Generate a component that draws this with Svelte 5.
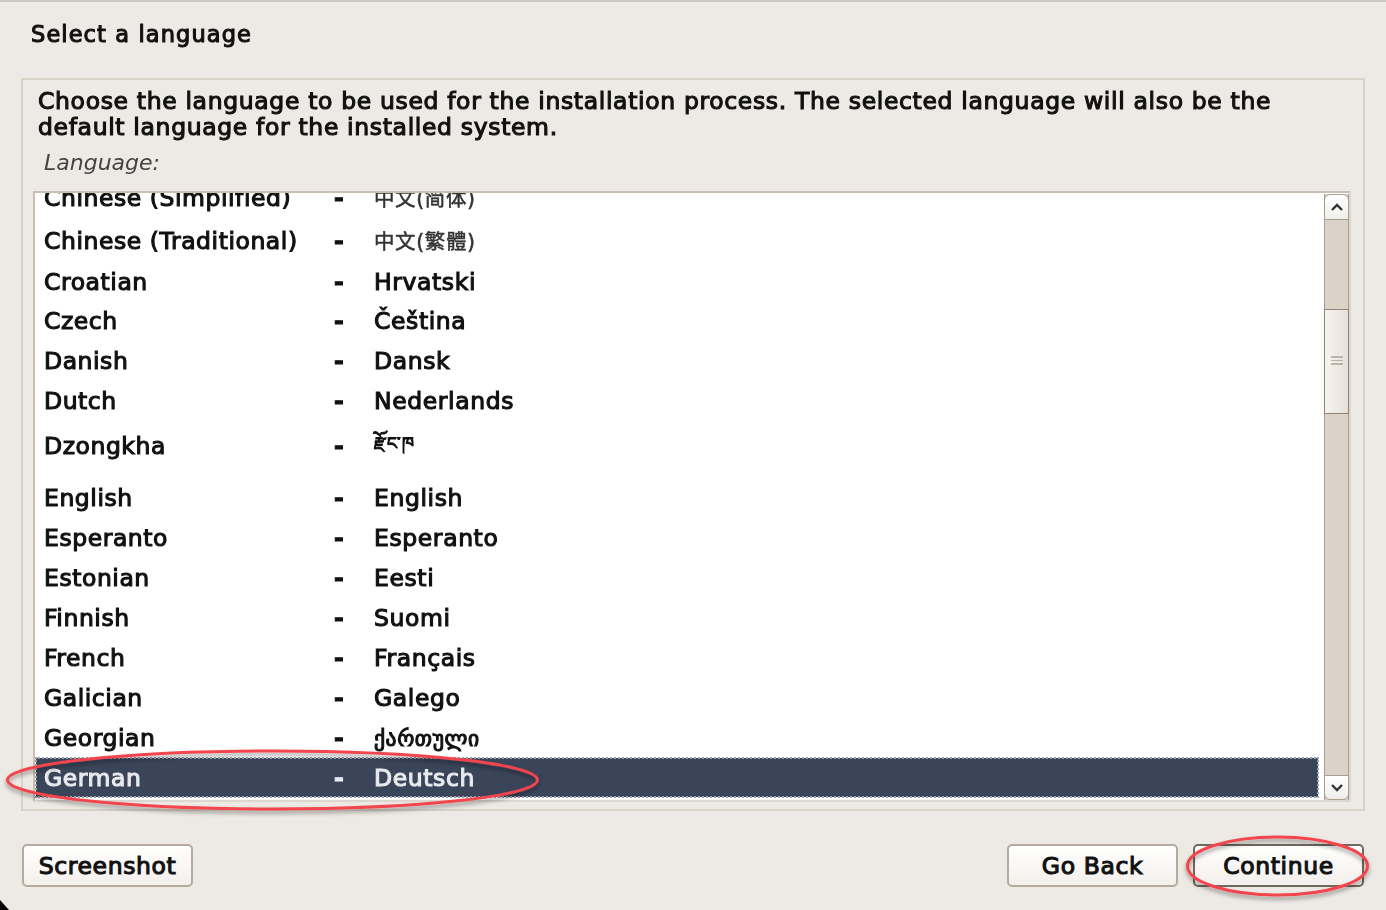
<script>
    let rows = [
        { name: "Chinese (Simplified)", native: "中文(简体)", h: 44, size: 20.5, cjk: true },
        { name: "Chinese (Traditional)", native: "中文(繁體)", h: 42, size: 20.5, cjk: true },
        { name: "Croatian", native: "Hrvatski", h: 39 },
        { name: "Czech", native: "Čeština", h: 40 },
        { name: "Danish", native: "Dansk", h: 40 },
        { name: "Dutch", native: "Nederlands", h: 40 },
        { name: "Dzongkha", native: "རྫོང་ཁ", h: 57, size: 17, tall: true },
        { name: "English", native: "English", h: 40 },
        { name: "Esperanto", native: "Esperanto", h: 40 },
        { name: "Estonian", native: "Eesti", h: 40 },
        { name: "Finnish", native: "Suomi", h: 40 },
        { name: "French", native: "Français", h: 40 },
        { name: "Galician", native: "Galego", h: 40 },
        { name: "Georgian", native: "ქართული", h: 40, size: 21.5 },
        { name: "German", native: "Deutsch", h: 39, selected: true },
    ];
</script>

<div class="page">
    <h1 class="title">Select a language</h1>

    <section class="frame">
        <p class="intro">
            Choose the language to be used for the installation process. The selected language will also be the<br />
            default language for the installed system.
        </p>
        <div class="label">Language:</div>

        <div class="listbox">
            <div class="list">
                <div class="rows">
                    {#each rows as row}
                        <div class="row" class:selected={row.selected} class:tall={row.tall} class:cjk={row.cjk} style="height: {row.h}px">
                            <span class="name">{row.name}</span>
                            <span class="dash">-</span>
                            <span class="native" style={row.size ? `font-size: ${row.size}px` : ""}>{row.native}</span>
                        </div>
                    {/each}
                </div>
            </div>

            <div class="scrollbar">
                <div class="step up">
                    <svg width="14" height="10" viewBox="0 0 14 10"><path d="M2 8l5-5 5 5" fill="none" stroke="#2e3436" stroke-width="2.4" /></svg>
                </div>
                <div class="trough">
                    <div class="thumb">
                        <i></i><i></i><i></i>
                    </div>
                </div>
                <div class="step down">
                    <svg width="14" height="10" viewBox="0 0 14 10"><path d="M2 2l5 5 5-5" fill="none" stroke="#2e3436" stroke-width="2.4" /></svg>
                </div>
            </div>
        </div>
    </section>

    <div class="actions">
        <button class="btn">Screenshot</button>
        <div class="right">
            <button class="btn">Go Back</button>
            <button class="btn default">Continue</button>
        </div>
    </div>

    <!-- hand drawn red marks on top of the screenshot -->
    <svg class="marks" width="1386" height="910" viewBox="0 0 1386 910">
        <defs>
            <filter id="shadow" x="-5%" y="-20%" width="110%" height="150%">
                <feDropShadow dx="0" dy="3" stdDeviation="2" flood-color="#000" flood-opacity="0.4" />
            </filter>
        </defs>
        <ellipse cx="272.5" cy="780" rx="265" ry="29" fill="none" stroke="#f2454d" stroke-width="3" filter="url(#shadow)" />
        <ellipse cx="1277.5" cy="866" rx="90" ry="29" fill="none" stroke="#f2454d" stroke-width="3" filter="url(#shadow)" />
        <path d="M0 900l9 10H0z" fill="#000" />
    </svg>
</div>

<style>
    :global(body) {
        margin: 0;
        background: #edeae5;
    }

    .page {
        position: relative;
        width: 1386px;
        height: 910px;
        box-sizing: border-box;
        padding: 0 21px;
        overflow: hidden;
        background: #edeae5;
        border-top: 2px solid #c9c9c7;
        font-family: "DejaVu Sans", "Noto Sans CJK SC", sans-serif;
        font-size: 23.5px;
        color: #111;
        -webkit-text-stroke: 1.1px currentColor;
    }

    .title {
        margin: 0;
        height: 76px;
        box-sizing: border-box;
        padding: 17px 0 0 10px;
        font-size: 22.5px;
        line-height: 30px;
        font-weight: 400;
        letter-spacing: 1.1px;
        -webkit-text-stroke: 1.1px currentColor;
        filter: blur(0.45px);
    }

    .frame {
        box-sizing: border-box;
        width: 1344px;
        height: 733px;
        padding: 8px 10px 0 10px;
        border: 2px solid #d8d2c7;
    }

    .intro {
        margin: 0 0 0 5px;
        width: 1290px;
        line-height: 26px;
        letter-spacing: 0.65px;
        filter: blur(0.45px);
    }

    .label {
        margin: 10px 0 0 11px;
        height: 41px;
        line-height: 26px;
        font-style: italic;
        font-size: 22px;
        color: #444;
        -webkit-text-stroke: 0;
        filter: blur(0.4px);
    }

    .listbox {
        display: flex;
        width: 1318px;
        height: 611px;
        box-sizing: border-box;
        border: 2px solid #c9c0b3;
        border-bottom-color: #ddd8cf;
        border-right-color: #ddd8cf;
        background: #fff;
    }

    .list {
        flex: 1;
        overflow: hidden;
    }

    .rows {
        margin-top: -17px;
        padding: 0 0 0 1px;
    }

    .row {
        display: flex;
        align-items: center;
        width: 1282px;
        box-sizing: border-box;
        padding-left: 8px;
    }

    .row.tall {
        padding-bottom: 7px;
    }

    .row.tall .native {
        padding-top: 3px;
    }

    .row.cjk .native {
        margin-bottom: 3px;
        -webkit-text-stroke: 0.5px currentColor;
        color: #333;
    }

    .row.selected {
        background: #3a4559;
        color: #e8eaee;
        outline: 2px dotted #9aa2ad;
        outline-offset: -1px;
    }

    .name,
    .dash,
    .native {
        filter: blur(0.45px);
    }

    .name {
        width: 290px;
        letter-spacing: 0.55px;
    }

    .dash {
        width: 40px;
        font-weight: 700;
    }

    .native {
        letter-spacing: 0.6px;
    }

    .scrollbar {
        display: flex;
        flex-direction: column;
        width: 25px;
        flex: none;
        margin-top: 1px;
        background: #dcd3c8;
        border-left: 1px solid #a89e90;
        border-right: 1px solid #a89e90;
        box-sizing: border-box;
    }

    .step {
        display: flex;
        align-items: center;
        justify-content: center;
        height: 25px;
        flex: none;
        background: linear-gradient(#fff, #f1eeea);
        border: 1px solid #a89e90;
        margin: 0 -1px;
        box-sizing: border-box;
    }

    .step.up {
        height: 26px;
        border-radius: 6px 6px 0 0;
    }

    .step.down {
        border-radius: 0 0 6px 6px;
    }

    .trough {
        flex: 1;
        padding-top: 89px;
    }

    .thumb {
        display: flex;
        flex-direction: column;
        align-items: center;
        justify-content: center;
        gap: 2px;
        height: 105px;
        padding-bottom: 2px;
        box-sizing: border-box;
        border: 1px solid #8d8577;
        margin: 0 -1px;
        background: linear-gradient(90deg, #f7f3f1, #e6e0d9);
    }

    .thumb i {
        display: block;
        width: 12px;
        height: 1.5px;
        background: #bdb3a6;
    }

    .actions {
        display: flex;
        justify-content: space-between;
        align-items: center;
        margin: 33px 1px 0 1px;
    }

    .right {
        display: flex;
        gap: 15px;
    }

    .btn {
        width: 171px;
        height: 43px;
        padding: 0;
        border: 2px solid #b5ab9c;
        border-radius: 5px;
        background: linear-gradient(#fff, #f3efeb);
        font: inherit;
        color: #111;
        letter-spacing: 0.6px;
        -webkit-text-stroke: 1.1px currentColor;
    }

    .btn.default {
        border-color: #6f6a60;
    }

    .marks {
        position: absolute;
        left: 0;
        top: -2px;
        pointer-events: none;
    }
</style>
★ ★ ★ ★
Prompt
Output each line exactly; omit every picture.

Finished exercise
Generate a component that draws this with Svelte 5.
<script>
    let rows = [
        { name: "Chinese (Simplified)", native: "中文(简体)", h: 44, size: 20.5, cjk: true },
        { name: "Chinese (Traditional)", native: "中文(繁體)", h: 42, size: 20.5, cjk: true },
        { name: "Croatian", native: "Hrvatski", h: 39 },
        { name: "Czech", native: "Čeština", h: 40 },
        { name: "Danish", native: "Dansk", h: 40 },
        { name: "Dutch", native: "Nederlands", h: 40 },
        { name: "Dzongkha", native: "རྫོང་ཁ", h: 57, size: 17, tall: true },
        { name: "English", native: "English", h: 40 },
        { name: "Esperanto", native: "Esperanto", h: 40 },
        { name: "Estonian", native: "Eesti", h: 40 },
        { name: "Finnish", native: "Suomi", h: 40 },
        { name: "French", native: "Français", h: 40 },
        { name: "Galician", native: "Galego", h: 40 },
        { name: "Georgian", native: "ქართული", h: 40, size: 21.5 },
        { name: "German", native: "Deutsch", h: 39, selected: true },
    ];
</script>

<div class="page">
    <h1 class="title">Select a language</h1>

    <section class="frame">
        <p class="intro">
            Choose the language to be used for the installation process. The selected language will also be the<br />
            default language for the installed system.
        </p>
        <div class="label">Language:</div>

        <div class="listbox">
            <div class="list">
                <div class="rows">
                    {#each rows as row}
                        <div class="row" class:selected={row.selected} class:tall={row.tall} class:cjk={row.cjk} style="height: {row.h}px">
                            <span class="name">{row.name}</span>
                            <span class="dash">-</span>
                            <span class="native" style={row.size ? `font-size: ${row.size}px` : ""}>{row.native}</span>
                        </div>
                    {/each}
                </div>
            </div>

            <div class="scrollbar">
                <div class="step up">
                    <svg width="14" height="10" viewBox="0 0 14 10"><path d="M2 8l5-5 5 5" fill="none" stroke="#2e3436" stroke-width="2.4" /></svg>
                </div>
                <div class="trough">
                    <div class="thumb">
                        <i></i><i></i><i></i>
                    </div>
                </div>
                <div class="step down">
                    <svg width="14" height="10" viewBox="0 0 14 10"><path d="M2 2l5 5 5-5" fill="none" stroke="#2e3436" stroke-width="2.4" /></svg>
                </div>
            </div>
        </div>
    </section>

    <div class="actions">
        <button class="btn">Screenshot</button>
        <div class="right">
            <button class="btn">Go Back</button>
            <button class="btn default">Continue</button>
        </div>
    </div>

    <!-- hand drawn red marks on top of the screenshot -->
    <svg class="marks" width="1386" height="910" viewBox="0 0 1386 910">
        <defs>
            <filter id="shadow" x="-5%" y="-20%" width="110%" height="150%">
                <feDropShadow dx="0" dy="3" stdDeviation="2" flood-color="#000" flood-opacity="0.4" />
            </filter>
        </defs>
        <ellipse cx="272.5" cy="780" rx="265" ry="29" fill="none" stroke="#f2454d" stroke-width="3" filter="url(#shadow)" />
        <ellipse cx="1277.5" cy="866" rx="90" ry="29" fill="none" stroke="#f2454d" stroke-width="3" filter="url(#shadow)" />
        <path d="M0 900l9 10H0z" fill="#000" />
    </svg>
</div>

<style>
    :global(body) {
        margin: 0;
        background: #edeae5;
    }

    .page {
        position: relative;
        width: 1386px;
        height: 910px;
        box-sizing: border-box;
        padding: 0 21px;
        overflow: hidden;
        background: #edeae5;
        border-top: 2px solid #c9c9c7;
        font-family: "DejaVu Sans", "Noto Sans CJK SC", sans-serif;
        font-size: 23.5px;
        color: #111;
        -webkit-text-stroke: 1.1px currentColor;
    }

    .title {
        margin: 0;
        height: 76px;
        box-sizing: border-box;
        padding: 17px 0 0 10px;
        font-size: 22.5px;
        line-height: 30px;
        font-weight: 400;
        letter-spacing: 1.1px;
        -webkit-text-stroke: 1.1px currentColor;
        filter: blur(0.45px);
    }

    .frame {
        box-sizing: border-box;
        width: 1344px;
        height: 733px;
        padding: 8px 10px 0 10px;
        border: 2px solid #d8d2c7;
    }

    .intro {
        margin: 0 0 0 5px;
        width: 1290px;
        line-height: 26px;
        letter-spacing: 0.65px;
        filter: blur(0.45px);
    }

    .label {
        margin: 10px 0 0 11px;
        height: 41px;
        line-height: 26px;
        font-style: italic;
        font-size: 22px;
        color: #444;
        -webkit-text-stroke: 0;
        filter: blur(0.4px);
    }

    .listbox {
        display: flex;
        width: 1318px;
        height: 611px;
        box-sizing: border-box;
        border: 2px solid #c9c0b3;
        border-bottom-color: #ddd8cf;
        border-right-color: #ddd8cf;
        background: #fff;
    }

    .list {
        flex: 1;
        overflow: hidden;
    }

    .rows {
        margin-top: -17px;
        padding: 0 0 0 1px;
    }

    .row {
        display: flex;
        align-items: center;
        width: 1282px;
        box-sizing: border-box;
        padding-left: 8px;
    }

    .row.tall {
        padding-bottom: 7px;
    }

    .row.tall .native {
        padding-top: 3px;
    }

    .row.cjk .native {
        margin-bottom: 3px;
        -webkit-text-stroke: 0.5px currentColor;
        color: #333;
    }

    .row.selected {
        background: #3a4559;
        color: #e8eaee;
        outline: 2px dotted #9aa2ad;
        outline-offset: -1px;
    }

    .name,
    .dash,
    .native {
        filter: blur(0.45px);
    }

    .name {
        width: 290px;
        letter-spacing: 0.55px;
    }

    .dash {
        width: 40px;
        font-weight: 700;
    }

    .native {
        letter-spacing: 0.6px;
    }

    .scrollbar {
        display: flex;
        flex-direction: column;
        width: 25px;
        flex: none;
        margin-top: 1px;
        background: #dcd3c8;
        border-left: 1px solid #a89e90;
        border-right: 1px solid #a89e90;
        box-sizing: border-box;
    }

    .step {
        display: flex;
        align-items: center;
        justify-content: center;
        height: 25px;
        flex: none;
        background: linear-gradient(#fff, #f1eeea);
        border: 1px solid #a89e90;
        margin: 0 -1px;
        box-sizing: border-box;
    }

    .step.up {
        height: 26px;
        border-radius: 6px 6px 0 0;
    }

    .step.down {
        border-radius: 0 0 6px 6px;
    }

    .trough {
        flex: 1;
        padding-top: 89px;
    }

    .thumb {
        display: flex;
        flex-direction: column;
        align-items: center;
        justify-content: center;
        gap: 2px;
        height: 105px;
        padding-bottom: 2px;
        box-sizing: border-box;
        border: 1px solid #8d8577;
        margin: 0 -1px;
        background: linear-gradient(90deg, #f7f3f1, #e6e0d9);
    }

    .thumb i {
        display: block;
        width: 12px;
        height: 1.5px;
        background: #bdb3a6;
    }

    .actions {
        display: flex;
        justify-content: space-between;
        align-items: center;
        margin: 33px 1px 0 1px;
    }

    .right {
        display: flex;
        gap: 15px;
    }

    .btn {
        width: 171px;
        height: 43px;
        padding: 0;
        border: 2px solid #b5ab9c;
        border-radius: 5px;
        background: linear-gradient(#fff, #f3efeb);
        font: inherit;
        color: #111;
        letter-spacing: 0.6px;
        -webkit-text-stroke: 1.1px currentColor;
    }

    .btn.default {
        border-color: #6f6a60;
    }

    .marks {
        position: absolute;
        left: 0;
        top: -2px;
        pointer-events: none;
    }
</style>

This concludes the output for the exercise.